I am my children's compass. My thoughts, actions, talents, responses, quirks, beliefs and flaws all act as a compass guiding Abby and Henry. I provide nudges this way and that. I teach through the filter of my personal beliefs. I accept the truth of this foundation but must admit that it terrifies me. I want Abby and Henry to derive their beliefs from their own personal truths--not mine. I strive for them to fold my tutelage into their own personal mix of them and us, and encourage them to always edit for their authenticity.
As a child, I initially lit my light by the thoughts and energy of my parents. Later I fueled my fire with ideas from others, including both the bad ("you're awkward and ugly") and the good ("you're a breath of fresh air"). I've realized that I still tightly grasped some of the mistruths others crafted for me along my path--and found it much easier to glom onto the negatives than the positives. Fortunately, I now fully embrace my fabulousness. It took me 37 years and counting to learn this--how do I instill my children with the self-confidence to do the same? Right now?

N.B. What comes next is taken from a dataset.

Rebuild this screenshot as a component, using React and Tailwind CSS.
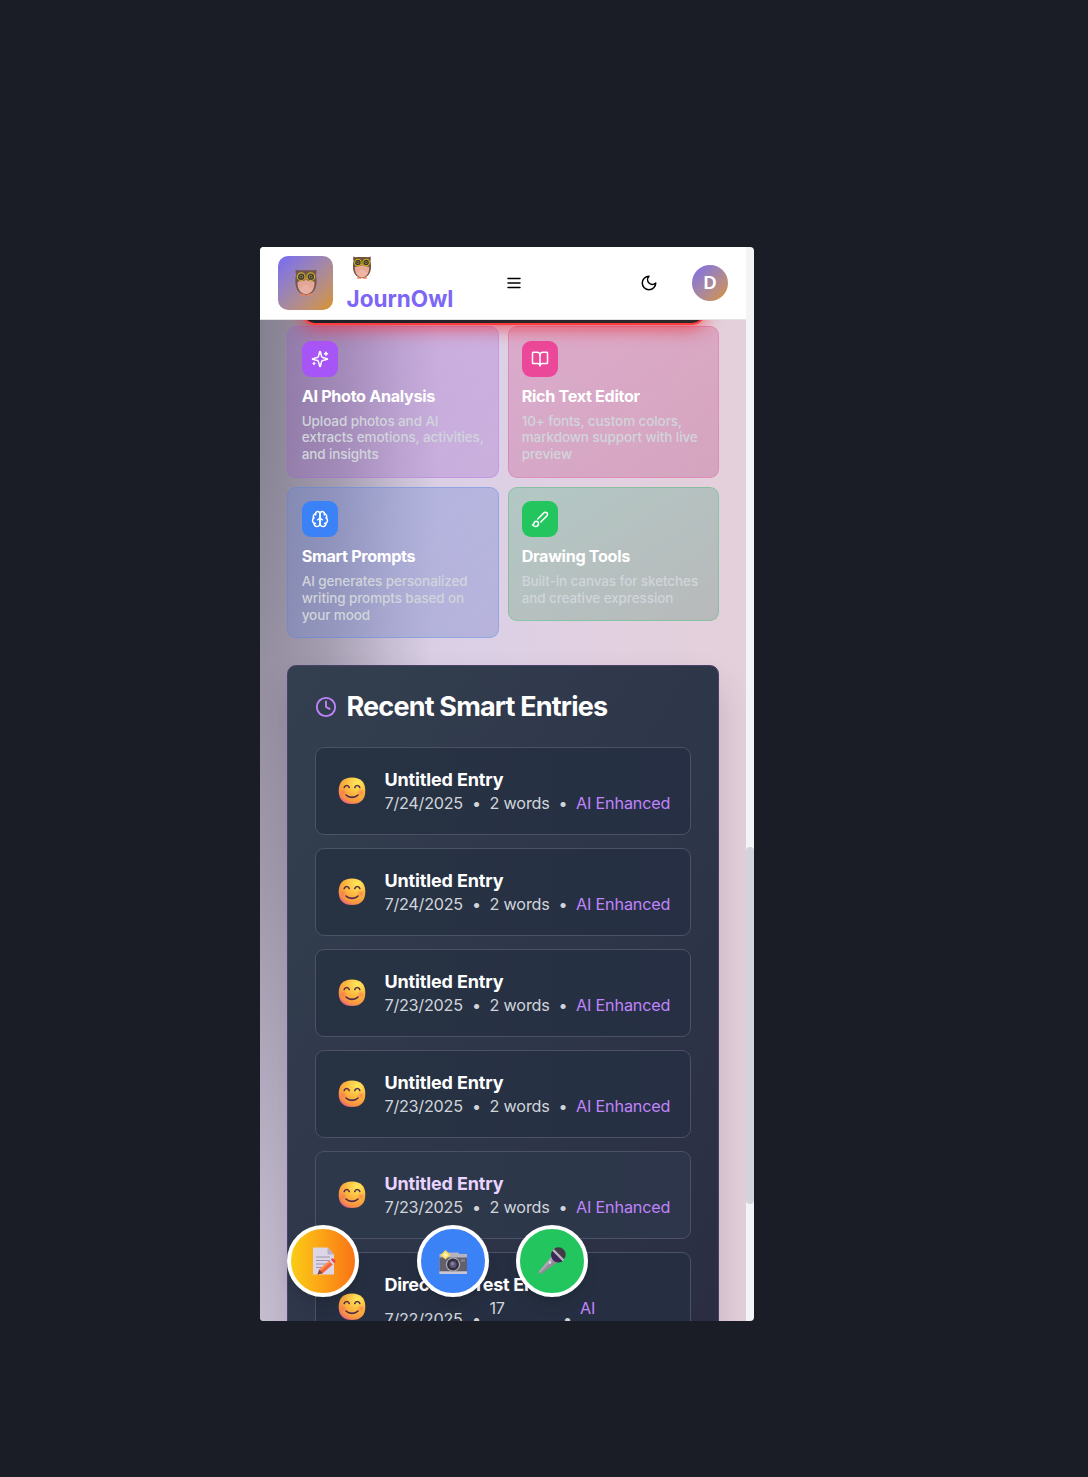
import React from "react";
import { BookOpen, Clock } from "lucide-react";

function Stroke({ size = 18, paths, className }) {
  return (
    <svg width={size} height={size} viewBox="0 0 24 24" fill="none" stroke="currentColor" strokeWidth="2" strokeLinecap="round" strokeLinejoin="round" className={className}>
      {paths.map((d) => <path key={d} d={d} />)}
    </svg>
  );
}

const Menu = (p) => <Stroke {...p} paths={["M4 6h16", "M4 12h16", "M4 18h16"]} />;
const Moon = (p) => <Stroke {...p} paths={["M12 3a6 6 0 0 0 9 9 9 9 0 1 1-9-9Z"]} />;
const Sparkles = (p) => (
  <Stroke {...p} paths={[
    "M9.937 15.5A2 2 0 0 0 8.5 14.063l-6.135-1.582a.5.5 0 0 1 0-.962L8.5 9.936A2 2 0 0 0 9.937 8.5l1.582-6.135a.5.5 0 0 1 .963 0L14.063 8.5A2 2 0 0 0 15.5 9.937l6.135 1.581a.5.5 0 0 1 0 .964L15.5 14.063a2 2 0 0 0-1.437 1.437l-1.582 6.135a.5.5 0 0 1-.963 0z",
    "M20 3v4", "M22 5h-4", "M4 17v2", "M5 18H3",
  ]} />
);
const Brain = (p) => (
  <Stroke {...p} paths={[
    "M12 5a3 3 0 1 0-5.997.125 4 4 0 0 0-2.526 5.77 4 4 0 0 0 .556 6.588A4 4 0 1 0 12 18Z",
    "M12 5a3 3 0 1 1 5.997.125 4 4 0 0 1 2.526 5.77 4 4 0 0 1-.556 6.588A4 4 0 1 1 12 18Z",
    "M15 13a4.5 4.5 0 0 1-3-4 4.5 4.5 0 0 1-3 4",
    "M17.599 6.5a3 3 0 0 0 .399-1.375", "M6.003 5.125A3 3 0 0 0 6.401 6.5",
    "M3.477 10.896a4 4 0 0 1 .585-.396", "M19.938 10.5a4 4 0 0 1 .585.396",
    "M6 18a4 4 0 0 1-1.967-.516", "M19.967 17.484A4 4 0 0 1 18 18",
  ]} />
);
const Brush = (p) => (
  <Stroke {...p} paths={[
    "m9.06 11.9 8.07-8.06a2.85 2.85 0 1 1 4.03 4.03l-8.06 8.08",
    "M7.07 14.94c-1.66 0-3 1.35-3 3.02 0 1.33-2.5 1.52-2 2.02 1.08 1.1 2.49 2.02 4 2.02 2.2 0 4-1.8 4-4.04a3.01 3.01 0 0 0-3-3.02z",
  ]} />
);

function Owl({ className }) {
  return (
    <svg viewBox="0 0 22 28" className={className}>
      <path d="M5 26h5v1.6H5zM12 26h5v1.6h-5z" fill="#ff7f50" />
      <path d="M.5.5C2 1.6 4.5 1.4 7 1.2h8c2.500.2 5 .4 6.500-.7.5 2 .2 4-.2 5.500.5 2 .7 4 .7 7 0 8-4 13.500-11 13.500S0 21 0 13c0-3 .2-5 .7-7C.3 4.500 0 2.500.5.500z" fill="#70503f" />
      <path d="M2.200 13.500C5 12 8 13.500 11 11c3 2.500 6 1 8.800 2.500.4 7-3 12.500-8.800 12.500S1.800 20.500 2.200 13.500z" fill="#e8aa98" />
      <path d="M4 21c1-2 3-1 4-3s4-2 6 0 3 1 4 3c-2 3-4 5-7 5s-5-2-7-5z" fill="#f2b9a6" opacity=".7" />
      <circle cx="6" cy="8" r="4" fill="#40362c" stroke="#c9b31e" strokeWidth="1.250" />
      <circle cx="16" cy="8" r="4" fill="#40362c" stroke="#c9b31e" strokeWidth="1.250" />
      <circle cx="6" cy="8" r="1.700" fill="#9c9b3a" />
      <circle cx="16" cy="8" r="1.700" fill="#9c9b3a" />
      <circle cx="6" cy="8" r=".9" fill="#19171a" />
      <circle cx="16" cy="8" r=".9" fill="#19171a" />
      <path d="M9.800 9.500h2.400L11 12.500z" fill="#f58a42" />
    </svg>
  );
}

function Smile() {
  return (
    <svg viewBox="0 0 28 28" className="size-[28px] shrink-0">
      <defs>
        <radialGradient id="face" cx=".7" cy=".2" r=".9">
          <stop offset="0" stopColor="#ffea5c" />
          <stop offset=".5" stopColor="#fcb63e" />
          <stop offset=".82" stopColor="#f79342" />
          <stop offset="1" stopColor="#e85b86" />
        </radialGradient>
        <radialGradient id="cheek">
          <stop offset="0" stopColor="#fa6a50" stopOpacity=".6" />
          <stop offset="1" stopColor="#fa6a50" stopOpacity="0" />
        </radialGradient>
      </defs>
      <path d="M14 .5c9 0 13.300 4.800 13.300 13.300S23 27.100 14 27.100.700 22.300.700 13.800 5 .5 14 .5z" fill="url(#face)" />
      <circle cx="5" cy="15.500" r="4" fill="url(#cheek)" />
      <circle cx="23" cy="15.500" r="4" fill="url(#cheek)" />
      <path d="M6.200 10.500c.8-2.600 4.200-2.600 5 0M16.800 10.500c.8-2.600 4.200-2.600 5 0M8 18c3 3.200 9 3.200 12 0" fill="none" stroke="#512b4b" strokeWidth="1.600" strokeLinecap="round" />
    </svg>
  );
}

function Memo() {
  return (
    <svg viewBox="0 0 28 28" className="size-[28px]">
      <path d="M4 .5h14.500l6.500 7V27.500H4z" fill="#dcd6e6" />
      <path d="M18.500.5l6.500 7h-5.500c-.6 0-1-.4-1-1z" fill="#b9aecb" />
      <path d="M7 10h14M7 13.500h14M7 17h11M7 20.500h6" stroke="#9d94ad" strokeWidth="1.100" />
      <path d="M8.500 27.500l1.800-5 10-8.800 3.500 3.800-10 8.700z" fill="#f3643b" />
      <path d="M10.300 22.500l10-8.800 1.300 1.400-10.100 8.900z" fill="#ff9353" />
      <path d="M20.300 13.700l1.500-1.300 3.500 3.800-1.500 1.300z" fill="#d7d4e5" />
      <path d="M21.800 12.400l1.200-1c1-.9 4.400 2.800 3.500 3.700l-1.200 1.100z" fill="#ef4454" />
      <path d="M8.500 27.500l1.800-5 3.500 3.700z" fill="#804b46" />
    </svg>
  );
}

function Camera() {
  return (
    <svg viewBox="0 0 28 28" className="size-[28px]">
      <path d="M9 5.500h10l1.500 1.500H28V27H.5V7h7z" fill="#b7b2c0" />
      <path d="M.5 10.500H28v14H.5z" fill="#62606b" />
      <path d="M.5 24.500H28V27H.5z" fill="#cbc5d3" />
      <path d="M22 12.500h4v2h-4z" fill="#8c8895" />
      <circle cx="14" cy="17.500" r="7.200" fill="#aaa6b2" />
      <circle cx="14" cy="17.500" r="5.900" fill="#343039" />
      <circle cx="14" cy="17.500" r="3.600" fill="#5b5578" />
      <circle cx="13.500" cy="16.700" r="1.800" fill="#8782a4" />
      <path d="M6.500 3L11.500 8 6.500 12.500 1.500 8z" fill="#fbd65a" />
      <path d="M6.500 5l2.800 3-2.800 2.700L3.700 8z" fill="#fff0a8" />
    </svg>
  );
}

function Mic() {
  return (
    <svg viewBox="0 0 28 28" className="size-[28px]">
      <path d="M13.500 9.500L.8 24.600c-.8 1.300 1 3 2.400 2.400L19 15.500z" fill="#938b9a" />
      <path d="M13.500 9.500L.8 24.600l1 1.500L16 12z" fill="#aea6b3" />
      <circle cx="20.500" cy="7.500" r="7.200" fill="#413b48" />
      <path d="M13.200 7.500c0 4 2 8 7.300 8 2 0 3.500-.7 4.500-1.700L15 3.500c-1 1-1.800 2.500-1.800 4z" fill="#3d2758" />
      <path d="M14.200 3.800l1.700-1.700 10.300 10.300-1.500 1.800z" fill="#b9b2be" />
      <circle cx="12" cy="15.500" r="1.200" fill="#e5e1e8" />
    </svg>
  );
}

const features = [
  {
    title: "AI Photo Analysis", lines: ["Upload photos and AI", "extracts emotions, activities,", "and insights"], Icon: Sparkles,
    card: "h-[152px] pl-[14px] pt-[14px] border-[#a855f7]/25 bg-linear-to-br from-[#9f55d8]/26 to-[#9f62c8]/30", tile: "bg-[#a855f7]", leading: "leading-[16.4px]",
  },
  {
    title: "Rich Text Editor", lines: ["10+ fonts, custom colors,", "markdown support with live", "preview"], Icon: BookOpen,
    card: "h-[152px] pl-[13px] pt-[14px] border-[#ec4899]/30 bg-linear-to-br from-[#d66fa4]/38 to-[#c26f9c]/45", tile: "bg-[#ec4899]", leading: "leading-[16.4px]",
  },
  {
    title: "Smart Prompts", lines: ["AI generates personalized", "writing prompts based on", "your mood"], Icon: Brain,
    card: "h-[151px] pl-[14px] pt-[13px] border-[#3b82f6]/30 bg-linear-to-br from-[#6b87dc]/35 to-[#7f89cc]/40", tile: "bg-[#3b82f6]", leading: "leading-[17px]",
  },
  {
    title: "Drawing Tools", lines: ["Built-in canvas for sketches", "and creative expression"], Icon: Brush,
    card: "h-[134px] pl-[13px] pt-[13px] border-[#22c55e]/30 bg-linear-to-br from-[#b2c8c4] to-[#b8b9bb]", tile: "bg-[#22c55e]", leading: "leading-[17px]",
  },
];

function FeatureCard({ title, lines, Icon, card, tile, leading }) {
  return (
    <div className={`rounded-[9px] border ${card}`}>
      <div className={`flex size-[36px] items-center justify-center rounded-[9px] text-white ${tile}`}>
        <Icon size={18} />
      </div>
      <h3 className="mt-[8px] -ml-[0.3px] text-[16.2px] leading-[23px] font-[650] tracking-[-0.33px] whitespace-nowrap text-white">{title}</h3>
      <p className={`mt-[5px] -ml-[0.3px] text-[13.5px] font-[450] tracking-[-0.1px] whitespace-nowrap text-[#d1d5db] ${leading}`}>
        {lines.map((l) => <span key={l} className="block">{l}</span>)}
      </p>
    </div>
  );
}

const dates = ["7/24/2025", "7/24/2025", "7/23/2025", "7/23/2025", "7/23/2025"];

function Entry({ date, active }) {
  return (
    <div className={`flex h-[88px] items-center rounded-[9px] border border-[#4c5165] pl-[22px] pb-px ${active ? "bg-linear-to-r from-[#2d394a] to-[#2d364a]" : "bg-linear-to-r from-[#273343] to-[#262f43]"}`}>
      <Smile />
      <div className="mt-px ml-[18.500px] whitespace-nowrap">
        <h4 className={`text-[18px] leading-[25px] font-[650] tracking-[-0.14px] ${active ? "text-[#e9d5ff]" : "text-white"}`}>Untitled Entry</h4>
        <div className="flex text-[16.2px] leading-[23px] font-[420] tracking-[-0.25px] text-[#d1d5db]">
          <span className="w-[87.500px]">{date}</span><span className="w-[17.500px]">•</span><span className="w-[69px] tracking-[-0.17px]">2 words</span><span className="w-[17.500px]">•</span><span className="tracking-[-0.17px] text-[#c084fc]">AI Enhanced</span>
        </div>
      </div>
    </div>
  );
}

export default function App() {
  return (
    <div className="flex h-[1477px] w-[1088px] items-start bg-[#1a1d26] pt-[247px] pl-[260px] font-['Inter',sans-serif]">
      <div className="relative flex h-[1074px] w-[494px] overflow-hidden rounded-[4px] bg-[#f3f4f6]">
        <div className="flex w-[486px] flex-col">
          <header className="z-20 flex h-[73px] shrink-0 items-center border-b border-[#e2e2e4] bg-white pl-[18px]">
            <div className="flex h-[54px] w-[55px] items-center justify-center rounded-[10px] bg-linear-to-br from-[#7868f5] to-[#d99317]">
              <Owl className="mb-[2px] h-[27px] w-[22px] opacity-90" />
            </div>
            <div className="mt-[4px] ml-[13.500px] flex w-[107.500px] flex-col">
              <Owl className="ml-[6px] h-[23px] w-[18px]" />
              <span className="mt-[4px] text-[22.500px] leading-[31px] font-bold text-[#7c66f7]">JournOwl</span>
            </div>
            <Menu className="ml-[51px] text-black" />
            <Moon className="ml-[117px] text-black" />
            <div className="ml-[34px] flex size-[36px] items-center justify-center rounded-full bg-linear-to-br from-[#7d68ed] to-[#d99320] font-['Liberation_Sans',sans-serif] text-[18px] font-bold text-white">D</div>
          </header>
          <main className="relative h-[1001px] overflow-hidden bg-[radial-gradient(ellipse_190px_1150px_at_-10px_0px,rgba(40,42,55,.48),rgba(70,66,85,.33)_50%,rgba(90,85,110,.12)_80%,rgba(90,85,110,.0)_100%),linear-gradient(90deg,#d0c8da_0%,#dcd0e6_45%,#e2d0e0_72%,#e4d0da_100%)] px-[27px]">
            <div className="relative z-10 -mt-[40px] mr-[13px] ml-[14px] h-[45px] rounded-[14px] border-2 border-[#ff3b3b] bg-linear-to-r from-[#1f2028] to-[#302829] shadow-[0_3px_18px_rgba(239,40,50,.75)]" />
            <section className="mt-px grid grid-cols-[212px_211px] items-start gap-[9px]">
              {features.map((f) => <FeatureCard key={f.title} {...f} />)}
            </section>
            <section className="mt-[27px] h-[720px] rounded-[9px] border border-[#49406b] bg-linear-to-br from-[#333f4f] via-[#2e374a] to-[#2b2d42] px-[27px] pt-[23px] shadow-[0_20px_35px_rgba(50,25,65,.18)]">
              <h2 className="flex h-[36px] items-center gap-[9.500px] text-[27px] font-[650] tracking-[-0.820px] whitespace-nowrap text-white">
                <Clock size={22} className="text-[#c084fc]" />
                Recent Smart Entries
              </h2>
              <div className="mt-[22px] flex flex-col gap-[13px]">
                {dates.map((d, i) => <Entry key={i} date={d} active={i === 4} />)}
                <div className="flex h-[112px] items-center rounded-[9px] border border-[#4c5165] bg-[#262f41] pb-[2px] pl-[22px]">
                  <Smile />
                  <div className="ml-[18.500px]">
                    <h4 className="text-[18px] leading-[25px] font-[650] tracking-[-0.3px] whitespace-nowrap text-white">Direct API Test Entry</h4>
                    <div className="flex items-center text-[16.2px] leading-[23px] font-[420] tracking-[-0.25px] text-[#d1d5db]">
                      <span className="w-[87.500px]">7/22/2025</span>
                      <span className="w-[17.500px]">•</span>
                      <span className="w-[73.500px]">17<br />words</span>
                      <span className="w-[17px]">•</span>
                      <span className="text-[#c084fc]">AI<br />Enhanced</span>
                    </div>
                  </div>
                </div>
              </div>
            </section>
          </main>
        </div>
        <div className="h-full w-[8px] pt-[600px]">
          <div className="h-[357px] w-[8px] rounded-[4px] bg-[#d1d5db]" />
        </div>
        <div className="absolute top-[978px] left-[27px] z-30 flex">
          <button className="flex size-[72px] items-center justify-center rounded-full border-4 border-white bg-linear-to-r from-[#facc15] to-[#f97316] shadow-lg"><Memo /></button>
          <button className="ml-[58.400px] flex size-[72px] items-center justify-center rounded-full border-4 border-white bg-[#3b82f6] shadow-lg"><Camera /></button>
          <button className="ml-[27px] flex size-[72px] items-center justify-center rounded-full border-4 border-white bg-[#22c55e] shadow-lg"><Mic /></button>
        </div>
      </div>
    </div>
  );
}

How do young children, so pure and absorbent, mitigate the intricacies of not only their parents' lives but also their own? Take, for instance, the recent media coverage of the tragic bullying cases--the insidiousness of other's cruelties shake me to my core. How do I teach my children to not just persevere but flourish?
In what ways do I misguide my children? (Although I don't yet know exactly how I've fumbled as a parent, I know that when Henry and Abby are in their 20's and 30's, they'll fill me in.) I hope that through the truthful sharing and celebration of my life, I will ground them. Ground them with the understanding that mistakes and missteps are all part of emerging into a strong, competent, positive young adult. They must be dutiful editors, only embracing their personal truth. Yes, they can spark their light by my belief in them but I'm just the fire starter. They must develop their own light and pilot their path with their own, truthful, wobbly compasses.